Logo na segunda vez que os Prêmios Nobel foram atribuídos, no ano de 1902, um historiador ganhou o de Literatura. Foi Theodor Mommsen, alemão, estudioso aturado da Antiguidade Clássica e que escreveu uma “História de Roma”, que lhe valeu o prêmio pela qualidade da descrição histórica e da escrita literária. Passados cem anos, é a vez de outro historiador ganhar um Nobel, mas da Economia.
Trata-se de Joel Mokyr, nascido em 1946 na Holanda, em Leiden, numa família de judeus sobreviventes ao Holocausto, criado em Israel pela mãe depois de ficar órfão de pai, e finalmente radicado nos Estados Unidos. Mokyr, que dividiu o prêmio com os economistas Philippe Aghion e Peter Howitt, ganhou pelos seus escritos sobre conhecimento, inovação e crescimento econômico.
Coisa rara, não só um historiador ganhar um Nobel, e da economia, como os seus livros serem legíveis, recomendáveis e muitíssimo pertinentes para a nossa atualidade. Merece, por si só, esta coluna.
A história que leva destes dois raros Nobéis, de Mommsen a Mokyr, pode contar-se de várias formas. Uma delas é esta: os romanos tinham tudo de sofisticado, do direito à engenharia, passando pelo conhecimento matemático e filosófico que lhes tinha sido legado pelos gregos. Por que não tiveram, então, uma revolução industrial?
Essa é a pergunta que em tempos foi feita pelo grande historiador franco-russo Alexandre Koyré (outro que mereceria um Nobel, se os historiadores não tivessem sempre de os ir buscar às disciplinas vizinhas) e que não tem resposta satisfatória.

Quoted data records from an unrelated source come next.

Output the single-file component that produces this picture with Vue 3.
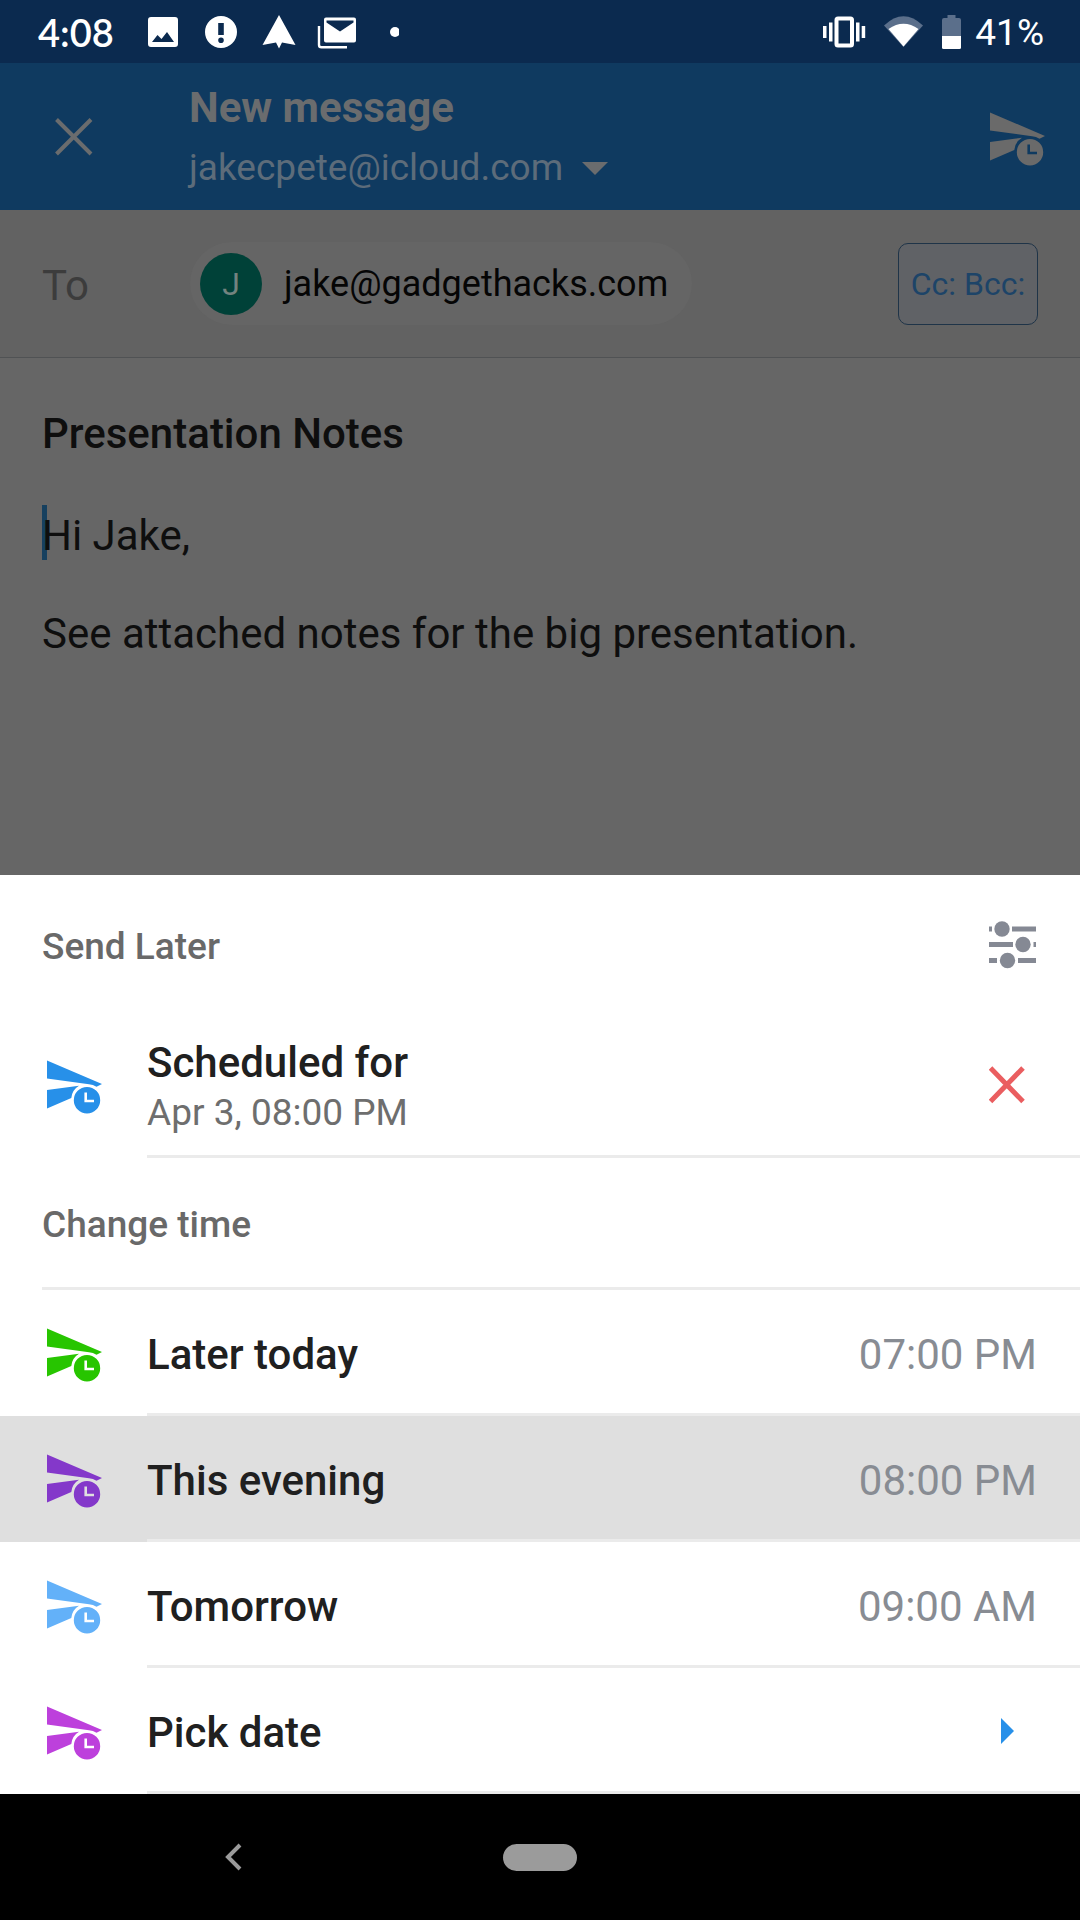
<script setup>
import { h, ref } from 'vue'

const PLANE =
  'M0 .5 55 24 49.5 26.8A16 16 0 0 0 42 24.2L0 18.5ZM0 30 32 25.8A16 16 0 0 0 24.3 38L0 48.5Z' +
  'M40 27A13.2 13.2 0 1 1 40 53.4A13.2 13.2 0 1 1 40 27ZM37.4 32.5V42.3H47V39.7H40V32.5Z'

const SendLaterIcon = (props) =>
  h(
    'svg',
    { width: 56, height: 54, viewBox: '0 0 56 54', fill: props.color, 'aria-hidden': 'true' },
    [h('path', { d: PLANE, 'fill-rule': 'evenodd' })]
  )
SendLaterIcon.props = ['color']

const subject = ref('Presentation Notes')
const body = ref('Hi Jake,\n\nSee attached notes for the big presentation.')
const selected = ref('evening')

const options = [
  { id: 'today', label: 'Later today', time: '07:00 PM', color: '#27c500' },
  { id: 'evening', label: 'This evening', time: '08:00 PM', color: '#8438ca' },
  { id: 'tomorrow', label: 'Tomorrow', time: '09:00 AM', color: '#63b1f9' },
  { id: 'pick', label: 'Pick date', time: '', color: '#bd40dc' },
]
</script>

<template>
  <div class="screen">
    <div class="status">
      <span class="clock">4:08</span>
      <svg class="status-left" width="252" height="36" viewBox="0 0 252 36" fill="#fff" aria-hidden="true">
        <path fill-rule="evenodd" d="M4 3H28Q31 3 31 6V30Q31 33 28 33H4Q1 33 1 30V6Q1 3 4 3ZM5 28H27L20 18 14.500 25 10.500 21Z" />
        <path fill-rule="evenodd" d="M74 2A16 16 0 1 1 74 34A16 16 0 1 1 74 2ZM71.200 9V21H76.800V9ZM74 23.500A2.800 2.800 0 1 0 74 29.100A2.800 2.800 0 1 0 74 23.500Z" />
        <path d="M132 1 148.500 31 135 28.500 132 34.500 129 28.500 115.500 31Z" />
        <path fill-rule="evenodd" d="M179 3.500H207Q209 3.500 209 5.500V26.500Q209 28.500 207 28.500H179Q177 28.500 177 26.500V5.500Q177 3.500 179 3.500ZM179.500 6.500V8.500L193 17.500 206.500 8.500V6.500Z" />
        <path d="M172 12V31Q172 33.300 174.500 33.300H200" fill="none" stroke="#fff" stroke-width="2.400" />
        <circle cx="248" cy="18" r="5" />
      </svg>
      <svg class="status-right" width="140" height="36" viewBox="0 0 140 36" fill="#fff" aria-hidden="true">
        <path d="M0 12H3.500V24H0ZM6 8.500H9.500V27.500H6ZM33 8.500H36.500V27.500H33ZM38.700 12H42.200V24H38.700Z" />
        <rect x="13.500" y="4.500" width="15.500" height="27" rx="1.500" fill="none" stroke="#fff" stroke-width="4" />
        <path fill="#5b6f8b" d="M61 11.500Q80.500-7 100 11.500L80.500 33Z" />
        <path d="M65.500 15Q80.500 4.500 95.500 15L80.500 32.500Z" />
        <path fill="#5b6f8b" d="M124.500 1H132.500V4H136Q138 4 138 6V22H119V6Q119 4 121 4H124.500Z" />
        <path d="M119 22H138V33.500Q138 35 136.500 35H120.500Q119 35 119 33.500Z" />
      </svg>
      <span class="battery">41%</span>
    </div>

    <header class="bar">
      <button class="icon-btn close" type="button" aria-label="Close">
        <svg width="38" height="38" viewBox="0 0 38 38" stroke="#6a6c6e" stroke-width="4"><path d="M1.500 1.500 36 36M36 1.500 1.500 36" /></svg>
      </button>
      <div class="heading">
        <h1>New message</h1>
        <button class="account" type="button">
          <span>jakecpete@icloud.com</span>
          <svg width="26" height="13" viewBox="0 0 26 13" fill="#6a6c6e" aria-hidden="true"><path d="M0 0H26L13 13Z" /></svg>
        </button>
      </div>
      <button class="icon-btn send" type="button" aria-label="Send later"><SendLaterIcon color="#6a6a6a" /></button>
    </header>

    <main class="compose">
      <div class="to-row">
        <span class="to">To</span>
        <span class="chip"><span class="avatar">J</span>jake@gadgethacks.com</span>
        <button class="cc" type="button">Cc: Bcc:</button>
      </div>
      <div class="message">
        <input v-model="subject" class="subject" type="text" aria-label="Subject" />
        <div class="body-wrap">
          <span class="caret"></span>
          <textarea v-model="body" class="body" rows="3" aria-label="Message"></textarea>
        </div>
      </div>
    </main>

    <section class="sheet">
      <div class="sheet-head">
        <h2>Send Later</h2>
        <button class="icon-btn" type="button" aria-label="Settings">
          <svg width="48" height="48" viewBox="0 0 48 48" fill="#858994">
            <path d="M0 5.500H3V10.500H0ZM23 5.500H47V10.500H23ZM0 21H24V26H0ZM44.500 21H47V26H44.500ZM0 37H8V42H0ZM29 37H47V42H29Z" />
            <circle cx="13" cy="8" r="7.700" /><circle cx="34" cy="23.500" r="7.700" /><circle cx="18.500" cy="39.500" r="7.700" />
          </svg>
        </button>
      </div>

      <div class="scheduled">
        <SendLaterIcon color="#2790e9" />
        <div class="scheduled-main">
          <div class="scheduled-text">
            <strong>Scheduled for</strong>
            <span>Apr 3, 08:00 PM</span>
          </div>
          <button class="icon-btn cancel" type="button" aria-label="Cancel schedule">
            <svg width="36" height="38" viewBox="0 0 36 38" stroke="#ea5e60" stroke-width="5"><path d="M1.500 2 34 35.500M34 2 1.500 35.500" /></svg>
          </button>
        </div>
      </div>

      <h2 class="change">Change time</h2>

      <ul class="options">
        <li v-for="o in options" :key="o.id">
          <button class="option" :class="{ active: selected === o.id }" type="button" @click="selected = o.id">
            <SendLaterIcon :color="o.color" />
            <span class="option-main">
              <span class="label">{{ o.label }}</span>
              <span v-if="o.time" class="time">{{ o.time }}</span>
              <svg v-else class="more" width="13" height="26" viewBox="0 0 13 26" fill="#2790e9" aria-hidden="true"><path d="M0 0 13 13 0 26Z" /></svg>
            </span>
          </button>
        </li>
      </ul>
    </section>

    <nav class="nav">
      <button class="icon-btn back" type="button" aria-label="Back">
        <svg width="17" height="28" viewBox="0 0 17 28" fill="none" stroke="#9b9b9b" stroke-width="4"><path d="M15 2 3 14 15 26" /></svg>
      </button>
      <button class="home" type="button" aria-label="Home"></button>
      <span></span>
    </nav>
  </div>
</template>

<style>
body {
  margin: 0;
  background: #000;
}
</style>

<style scoped>
.screen {
  min-height: 100vh;
  display: flex;
  flex-direction: column;
  font-family: Roboto, "Liberation Sans", sans-serif;
  background: #666;
  color: #202020;
}
h1,
h2,
ul {
  margin: 0;
  padding: 0;
}
svg {
  display: block;
  flex: none;
}
button,
input,
textarea {
  margin: 0;
  padding: 0;
  border: 0;
  background: none;
  font: inherit;
  color: inherit;
  outline: none;
}
.icon-btn {
  display: flex;
  align-items: center;
}

.status {
  height: 63px;
  display: flex;
  align-items: center;
  padding: 0 36px 0 38px;
  background: #0b2a4f;
  color: #fff;
}
.clock {
  width: 109px;
  font-family: Lato, Roboto, sans-serif;
  font-size: 38px;
  font-weight: 600;
  line-height: 44px;
}
.status-right {
  margin-left: auto;
}
.battery {
  margin-left: 12px;
  padding-top: 3px;
  font-size: 37px;
  line-height: 44px;
}

.bar {
  display: flex;
  align-items: center;
  padding: 0 34px 0 55px;
  background: #0f3a60;
  color: #6a6c6e;
}
.close {
  width: 134px;
}
.send {
  padding-top: 4px;
}
.heading {
  flex: 1;
  display: flex;
  flex-direction: column;
  gap: 12px;
  padding: 21px 0 18px;
}
.heading h1 {
  font-size: 42px;
  line-height: 48px;
  font-weight: 700;
}
.account {
  display: flex;
  align-items: center;
  gap: 19px;
  font-size: 37px;
  line-height: 48px;
  color: #5d6c7a;
}

.compose {
  flex: 1;
}
.to-row {
  height: 147px;
  display: flex;
  align-items: center;
  padding: 0 42px;
  background: #626262;
  border-bottom: 1px solid #505254;
}
.to {
  width: 148px;
  padding-top: 4px;
  font-size: 42px;
  line-height: 48px;
  color: #3c3c3c;
}
.chip {
  height: 83px;
  box-sizing: border-box;
  display: flex;
  align-items: center;
  gap: 22px;
  padding: 0 24px 0 10px;
  border-radius: 42px;
  background: #656565;
  font-size: 36px;
  color: #050505;
}
.avatar {
  width: 62px;
  height: 62px;
  border-radius: 50%;
  display: flex;
  align-items: center;
  justify-content: center;
  background: #004138;
  color: #73837f;
  font-size: 32px;
}
.cc {
  width: 140px;
  height: 82px;
  box-sizing: border-box;
  margin-left: auto;
  border: 1px solid #1f3448;
  border-radius: 10px;
  background: #606266;
  color: #1d4468;
  font-size: 32px;
  white-space: nowrap;
}
.message {
  padding: 48px 42px;
  color: #0e0e0e;
  font-size: 42px;
}
.subject {
  display: block;
  width: 100%;
  height: 56px;
  line-height: 56px;
  font-weight: 500;
}
.body-wrap {
  position: relative;
  margin-top: 49px;
}
.caret {
  position: absolute;
  left: 0;
  top: -6px;
  width: 5px;
  height: 55px;
  background: #16405f;
}
.body {
  position: relative;
  display: block;
  width: 100%;
  line-height: 49px;
  resize: none;
  overflow: hidden;
}

.sheet {
  background: #fff;
}
.sheet-head {
  height: 140px;
  box-sizing: border-box;
  display: flex;
  align-items: center;
  justify-content: space-between;
  padding: 0 43px 0 42px;
}
h2 {
  padding-top: 4px;
  font-size: 37px;
  line-height: 44px;
  font-weight: 500;
  color: #696969;
}
.scheduled {
  display: flex;
  align-items: center;
  gap: 44px;
  padding-left: 47px;
}
.scheduled-main {
  flex: 1;
  display: flex;
  align-items: center;
  justify-content: space-between;
  padding: 23px 55px 17px 0;
  border-bottom: 3px solid #ebebeb;
}
.scheduled-text {
  display: flex;
  flex-direction: column;
  line-height: 50px;
}
.scheduled-text strong {
  font-size: 42px;
  font-weight: 500;
}
.scheduled-text span {
  font-size: 37px;
  color: #6e6e6e;
}
.cancel {
  padding-bottom: 6px;
}
.change {
  margin-left: 42px;
  padding: 45px 0 40px;
  border-bottom: 3px solid #ebebeb;
}
.options {
  list-style: none;
}
.option {
  width: 100%;
  display: flex;
  align-items: center;
  gap: 44px;
  padding-left: 47px;
  text-align: left;
}
.option > svg {
  margin-top: 3px;
}
.active {
  background: #dfdfdf;
}
.option-main {
  flex: 1;
  height: 126px;
  box-sizing: border-box;
  display: flex;
  align-items: center;
  justify-content: space-between;
  padding: 6px 43px 0 0;
  border-bottom: 3px solid #ebebeb;
  font-size: 42px;
  line-height: 48px;
}
.label {
  font-weight: 500;
}
.time {
  color: #888c93;
}
.more {
  margin: 0 23px 4px 0;
}

.nav {
  height: 126px;
  display: grid;
  grid-template-columns: 1fr 74px 1fr;
  align-items: center;
  background: #000;
}
.back {
  justify-self: center;
  padding-right: 36px;
}
.home {
  height: 27px;
  border-radius: 14px;
  background: #9b9b9b;
}
</style>
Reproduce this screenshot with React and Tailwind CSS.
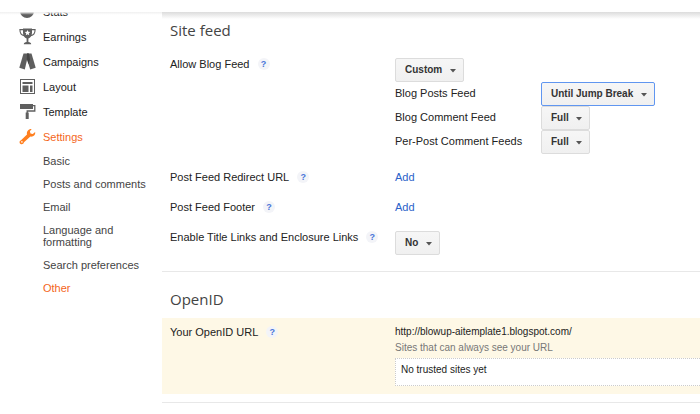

Mokyr, no entanto, sabe descrever o que aconteceu. Resumindo muito: para ele, há dois tipos de conhecimento, o proposicional (saber porque as coisas acontecem) e o prescritivo (saber como funcionam, ou como se fazem, coisas).
Durante grande parte da história da humanidade, esses dois conhecimentos sempre existiram, paralelamente. Os gregos e os romanos sabiam explicar o porquê de certas coisas (o que é o vapor e como se comportam) e como fazer outras coisas (guindastes, prensas, até êmbolos). Mas a linha do crescimento econômico que daí resultava ia subindo ou descendo. No longo curso, porém, estava basicamente estagnada.
O que acontece quando os dois conhecimentos se juntam? Somos capazes de explicar o porquê do comportamento do vapor, e como se monta e funciona um motor.
E a coisa não fica por aí: somos capazes de explicar como funciona um motor a vapor e como criar uma linha de montagem com vários motores, etc. O resultado disso são as várias revoluções que a partir do século 18 lançaram a linha do crescimento econômico para as alturas exponenciais.
O mais interessante é que a própria teoria se aplica a Mommsen e Mokyr. O primeiro descrevia os porquês da história, o segundo como utilizá-los para políticas públicas atuais.
Se Clarice Lispector escreveu que tudo no mundo começa com um “sim”, esta é a história de quando o “porquê” e o “como” disseram sim um ao outro — e ficamos muito mais ricos com isso. Os romanos tinham tudo para inventar a fábrica, menos o “sim” do “porquê” e do “como”.